Exercise description: Determine how many lines of this material contain "page". Give only the number.

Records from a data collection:

┌────────

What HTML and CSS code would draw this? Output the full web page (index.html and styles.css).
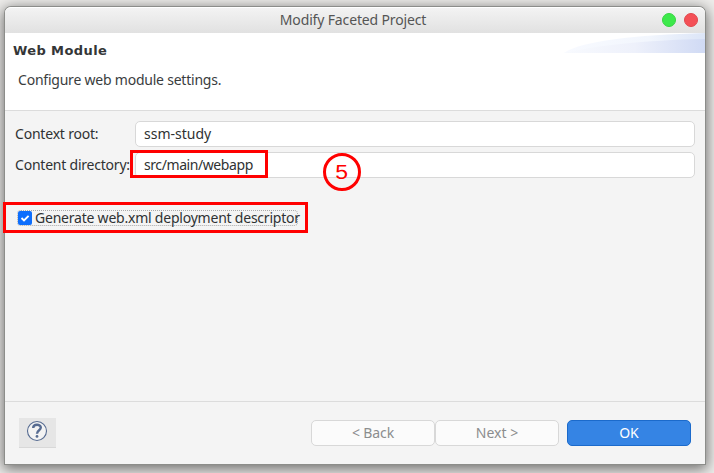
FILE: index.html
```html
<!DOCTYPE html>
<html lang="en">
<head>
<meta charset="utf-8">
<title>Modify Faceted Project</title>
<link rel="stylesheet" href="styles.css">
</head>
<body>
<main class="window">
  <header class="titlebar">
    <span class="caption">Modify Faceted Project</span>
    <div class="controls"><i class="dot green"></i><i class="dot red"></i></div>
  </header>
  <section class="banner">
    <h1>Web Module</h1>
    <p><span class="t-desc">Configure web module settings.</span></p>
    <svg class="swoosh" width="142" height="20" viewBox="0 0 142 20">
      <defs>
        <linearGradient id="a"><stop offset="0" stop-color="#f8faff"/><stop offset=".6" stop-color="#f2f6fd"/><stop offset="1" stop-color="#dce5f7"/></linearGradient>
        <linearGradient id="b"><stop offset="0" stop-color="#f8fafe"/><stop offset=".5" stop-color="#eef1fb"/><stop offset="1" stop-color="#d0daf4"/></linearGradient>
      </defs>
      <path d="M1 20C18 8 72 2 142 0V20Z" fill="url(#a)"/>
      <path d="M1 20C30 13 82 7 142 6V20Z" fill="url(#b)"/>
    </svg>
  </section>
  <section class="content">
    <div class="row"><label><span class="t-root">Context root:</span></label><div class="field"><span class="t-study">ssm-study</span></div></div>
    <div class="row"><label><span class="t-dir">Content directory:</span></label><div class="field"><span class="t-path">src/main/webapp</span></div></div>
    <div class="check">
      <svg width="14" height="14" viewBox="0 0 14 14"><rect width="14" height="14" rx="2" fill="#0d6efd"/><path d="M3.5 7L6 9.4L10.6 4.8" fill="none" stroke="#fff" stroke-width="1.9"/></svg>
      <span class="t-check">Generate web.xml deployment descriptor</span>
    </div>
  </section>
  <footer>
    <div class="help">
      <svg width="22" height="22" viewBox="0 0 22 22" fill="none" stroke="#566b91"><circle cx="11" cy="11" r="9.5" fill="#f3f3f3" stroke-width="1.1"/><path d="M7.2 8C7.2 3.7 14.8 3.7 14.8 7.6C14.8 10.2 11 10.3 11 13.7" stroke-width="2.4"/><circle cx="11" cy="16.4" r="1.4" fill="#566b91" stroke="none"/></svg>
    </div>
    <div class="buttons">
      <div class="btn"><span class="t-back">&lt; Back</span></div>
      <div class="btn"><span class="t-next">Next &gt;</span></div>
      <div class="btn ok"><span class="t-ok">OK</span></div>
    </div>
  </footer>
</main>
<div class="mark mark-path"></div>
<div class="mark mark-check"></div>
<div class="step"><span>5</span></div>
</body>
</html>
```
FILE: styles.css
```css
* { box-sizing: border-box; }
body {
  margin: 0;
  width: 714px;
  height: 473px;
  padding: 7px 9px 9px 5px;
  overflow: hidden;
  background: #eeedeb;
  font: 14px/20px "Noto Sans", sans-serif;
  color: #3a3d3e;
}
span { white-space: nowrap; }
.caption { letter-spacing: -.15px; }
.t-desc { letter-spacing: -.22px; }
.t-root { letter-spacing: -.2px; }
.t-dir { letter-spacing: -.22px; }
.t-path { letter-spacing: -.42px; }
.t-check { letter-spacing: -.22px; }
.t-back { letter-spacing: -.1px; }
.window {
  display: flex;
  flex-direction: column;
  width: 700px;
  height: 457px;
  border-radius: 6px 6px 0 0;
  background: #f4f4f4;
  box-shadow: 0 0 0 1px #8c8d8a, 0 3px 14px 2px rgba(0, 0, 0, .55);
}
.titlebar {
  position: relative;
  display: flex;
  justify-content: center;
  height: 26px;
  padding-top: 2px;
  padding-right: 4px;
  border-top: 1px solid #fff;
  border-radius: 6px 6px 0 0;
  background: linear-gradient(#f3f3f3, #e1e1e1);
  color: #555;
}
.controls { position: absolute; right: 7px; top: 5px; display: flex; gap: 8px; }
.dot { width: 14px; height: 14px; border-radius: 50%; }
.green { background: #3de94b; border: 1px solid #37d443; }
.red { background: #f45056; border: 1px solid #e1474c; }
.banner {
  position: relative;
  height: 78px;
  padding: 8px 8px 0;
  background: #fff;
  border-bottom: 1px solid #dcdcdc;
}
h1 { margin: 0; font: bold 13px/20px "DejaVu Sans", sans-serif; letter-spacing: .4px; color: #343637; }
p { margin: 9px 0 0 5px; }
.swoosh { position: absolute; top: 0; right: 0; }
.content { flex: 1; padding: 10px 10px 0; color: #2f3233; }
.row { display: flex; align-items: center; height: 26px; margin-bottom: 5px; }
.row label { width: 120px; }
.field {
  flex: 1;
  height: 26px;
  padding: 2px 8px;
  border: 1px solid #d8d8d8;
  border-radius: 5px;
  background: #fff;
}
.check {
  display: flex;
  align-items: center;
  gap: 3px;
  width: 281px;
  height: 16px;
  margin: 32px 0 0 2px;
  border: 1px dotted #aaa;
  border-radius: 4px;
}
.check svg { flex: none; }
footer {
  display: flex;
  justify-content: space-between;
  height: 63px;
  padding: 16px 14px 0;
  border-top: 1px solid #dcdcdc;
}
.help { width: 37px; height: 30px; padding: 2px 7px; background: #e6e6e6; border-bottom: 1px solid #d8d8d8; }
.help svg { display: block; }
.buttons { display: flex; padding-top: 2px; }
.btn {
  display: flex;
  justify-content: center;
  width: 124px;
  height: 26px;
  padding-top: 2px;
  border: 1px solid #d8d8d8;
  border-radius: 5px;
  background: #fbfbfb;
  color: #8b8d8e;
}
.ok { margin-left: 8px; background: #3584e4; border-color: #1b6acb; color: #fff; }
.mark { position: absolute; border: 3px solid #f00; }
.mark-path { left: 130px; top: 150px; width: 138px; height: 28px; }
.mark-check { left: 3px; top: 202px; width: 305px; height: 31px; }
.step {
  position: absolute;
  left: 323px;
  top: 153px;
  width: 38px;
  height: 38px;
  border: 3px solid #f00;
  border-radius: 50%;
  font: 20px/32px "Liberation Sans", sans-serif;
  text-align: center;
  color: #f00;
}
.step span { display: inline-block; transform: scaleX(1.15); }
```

└────────
┌────────

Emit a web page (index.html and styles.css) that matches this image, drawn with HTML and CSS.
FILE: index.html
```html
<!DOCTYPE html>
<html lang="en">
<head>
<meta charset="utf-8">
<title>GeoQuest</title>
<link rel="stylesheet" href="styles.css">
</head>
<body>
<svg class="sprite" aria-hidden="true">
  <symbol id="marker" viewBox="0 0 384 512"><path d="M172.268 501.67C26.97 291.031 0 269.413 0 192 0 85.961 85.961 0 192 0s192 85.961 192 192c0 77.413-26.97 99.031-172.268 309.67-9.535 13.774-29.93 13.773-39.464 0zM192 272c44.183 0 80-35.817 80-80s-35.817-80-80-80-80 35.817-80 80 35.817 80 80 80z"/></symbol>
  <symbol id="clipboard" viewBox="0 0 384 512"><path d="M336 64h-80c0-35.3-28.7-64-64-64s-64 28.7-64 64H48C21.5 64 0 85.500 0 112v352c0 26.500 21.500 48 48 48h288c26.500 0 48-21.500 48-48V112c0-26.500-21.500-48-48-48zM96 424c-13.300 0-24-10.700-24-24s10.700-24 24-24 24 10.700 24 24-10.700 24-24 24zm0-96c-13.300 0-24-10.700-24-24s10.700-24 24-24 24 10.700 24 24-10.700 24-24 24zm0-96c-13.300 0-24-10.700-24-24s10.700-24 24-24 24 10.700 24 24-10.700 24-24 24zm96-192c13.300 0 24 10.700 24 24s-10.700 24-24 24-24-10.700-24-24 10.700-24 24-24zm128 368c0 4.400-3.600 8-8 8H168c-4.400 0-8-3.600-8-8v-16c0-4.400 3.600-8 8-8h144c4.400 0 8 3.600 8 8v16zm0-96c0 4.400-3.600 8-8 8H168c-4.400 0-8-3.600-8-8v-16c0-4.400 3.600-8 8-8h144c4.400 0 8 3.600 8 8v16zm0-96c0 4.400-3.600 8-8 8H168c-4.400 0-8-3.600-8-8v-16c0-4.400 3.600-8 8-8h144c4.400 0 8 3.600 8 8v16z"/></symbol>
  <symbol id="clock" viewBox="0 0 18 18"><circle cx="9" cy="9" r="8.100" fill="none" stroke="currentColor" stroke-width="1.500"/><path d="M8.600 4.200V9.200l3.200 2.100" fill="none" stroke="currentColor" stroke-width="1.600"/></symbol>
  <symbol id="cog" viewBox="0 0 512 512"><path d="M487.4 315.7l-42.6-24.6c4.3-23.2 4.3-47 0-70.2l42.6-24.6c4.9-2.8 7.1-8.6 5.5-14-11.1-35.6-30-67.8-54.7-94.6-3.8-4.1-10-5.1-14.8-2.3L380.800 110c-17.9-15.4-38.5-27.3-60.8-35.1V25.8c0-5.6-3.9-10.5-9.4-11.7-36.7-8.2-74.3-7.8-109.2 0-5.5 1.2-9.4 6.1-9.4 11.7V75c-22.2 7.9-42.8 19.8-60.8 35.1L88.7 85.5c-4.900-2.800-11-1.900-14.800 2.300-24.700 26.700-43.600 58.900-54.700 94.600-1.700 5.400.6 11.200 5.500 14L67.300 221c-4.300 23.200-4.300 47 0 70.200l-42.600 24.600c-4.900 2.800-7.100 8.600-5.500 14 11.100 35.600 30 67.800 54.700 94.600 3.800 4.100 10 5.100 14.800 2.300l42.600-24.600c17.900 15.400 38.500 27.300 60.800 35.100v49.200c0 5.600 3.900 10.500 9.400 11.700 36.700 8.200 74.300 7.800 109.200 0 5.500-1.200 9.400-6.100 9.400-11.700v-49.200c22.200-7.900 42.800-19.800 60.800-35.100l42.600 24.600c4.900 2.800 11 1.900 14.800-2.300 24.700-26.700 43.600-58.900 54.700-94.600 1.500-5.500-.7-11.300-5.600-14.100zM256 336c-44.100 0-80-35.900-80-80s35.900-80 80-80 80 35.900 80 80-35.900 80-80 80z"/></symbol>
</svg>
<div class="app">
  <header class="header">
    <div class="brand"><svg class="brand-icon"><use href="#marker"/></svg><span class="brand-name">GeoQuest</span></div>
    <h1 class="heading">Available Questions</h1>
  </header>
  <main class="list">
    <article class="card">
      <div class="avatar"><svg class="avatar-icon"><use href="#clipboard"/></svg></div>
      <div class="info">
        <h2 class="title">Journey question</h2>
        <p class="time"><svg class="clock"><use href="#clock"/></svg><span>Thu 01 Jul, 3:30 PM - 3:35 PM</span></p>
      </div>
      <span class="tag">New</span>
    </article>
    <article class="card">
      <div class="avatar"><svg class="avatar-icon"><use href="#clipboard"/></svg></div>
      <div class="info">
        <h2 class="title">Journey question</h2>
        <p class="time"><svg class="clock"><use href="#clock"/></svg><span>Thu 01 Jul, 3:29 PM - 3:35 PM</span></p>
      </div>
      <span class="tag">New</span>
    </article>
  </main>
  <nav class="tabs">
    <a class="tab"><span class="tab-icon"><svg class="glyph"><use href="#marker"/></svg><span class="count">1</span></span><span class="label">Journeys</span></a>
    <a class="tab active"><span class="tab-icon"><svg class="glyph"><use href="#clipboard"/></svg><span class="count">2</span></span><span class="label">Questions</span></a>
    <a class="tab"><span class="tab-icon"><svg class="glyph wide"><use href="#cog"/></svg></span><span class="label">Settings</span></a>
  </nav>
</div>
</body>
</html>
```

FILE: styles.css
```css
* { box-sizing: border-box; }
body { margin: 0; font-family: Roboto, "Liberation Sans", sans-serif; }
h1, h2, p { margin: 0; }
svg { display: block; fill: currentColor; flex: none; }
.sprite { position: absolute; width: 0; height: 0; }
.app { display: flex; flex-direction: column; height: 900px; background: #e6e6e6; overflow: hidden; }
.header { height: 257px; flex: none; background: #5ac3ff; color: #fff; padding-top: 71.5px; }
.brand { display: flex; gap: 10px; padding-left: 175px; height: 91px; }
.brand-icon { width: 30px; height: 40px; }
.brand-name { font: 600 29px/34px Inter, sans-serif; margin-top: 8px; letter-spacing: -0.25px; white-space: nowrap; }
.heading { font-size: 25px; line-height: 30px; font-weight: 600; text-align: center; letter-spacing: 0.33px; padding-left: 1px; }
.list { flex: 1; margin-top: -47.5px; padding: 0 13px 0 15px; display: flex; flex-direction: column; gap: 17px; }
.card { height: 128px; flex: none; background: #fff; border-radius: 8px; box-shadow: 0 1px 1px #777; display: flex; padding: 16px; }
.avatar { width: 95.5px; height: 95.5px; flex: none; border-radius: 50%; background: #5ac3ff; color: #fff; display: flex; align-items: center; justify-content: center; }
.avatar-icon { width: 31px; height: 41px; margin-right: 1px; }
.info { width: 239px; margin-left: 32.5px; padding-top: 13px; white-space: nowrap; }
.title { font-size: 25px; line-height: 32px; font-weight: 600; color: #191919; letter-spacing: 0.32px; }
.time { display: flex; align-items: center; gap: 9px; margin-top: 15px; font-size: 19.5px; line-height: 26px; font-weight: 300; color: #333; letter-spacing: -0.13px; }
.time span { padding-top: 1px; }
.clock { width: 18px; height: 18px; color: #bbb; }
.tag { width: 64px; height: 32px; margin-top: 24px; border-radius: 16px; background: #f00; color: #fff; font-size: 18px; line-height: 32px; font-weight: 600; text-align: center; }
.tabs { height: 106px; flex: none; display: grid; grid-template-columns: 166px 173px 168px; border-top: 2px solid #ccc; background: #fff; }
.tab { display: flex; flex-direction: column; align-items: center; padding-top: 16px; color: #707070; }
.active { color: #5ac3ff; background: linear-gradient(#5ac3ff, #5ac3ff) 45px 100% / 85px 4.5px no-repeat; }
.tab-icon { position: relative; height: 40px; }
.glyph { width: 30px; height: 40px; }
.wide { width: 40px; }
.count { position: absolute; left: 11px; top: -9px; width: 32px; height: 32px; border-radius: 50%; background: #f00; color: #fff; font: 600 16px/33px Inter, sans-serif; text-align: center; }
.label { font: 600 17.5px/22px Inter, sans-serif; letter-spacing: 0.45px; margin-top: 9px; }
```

└────────

Exercise response: 2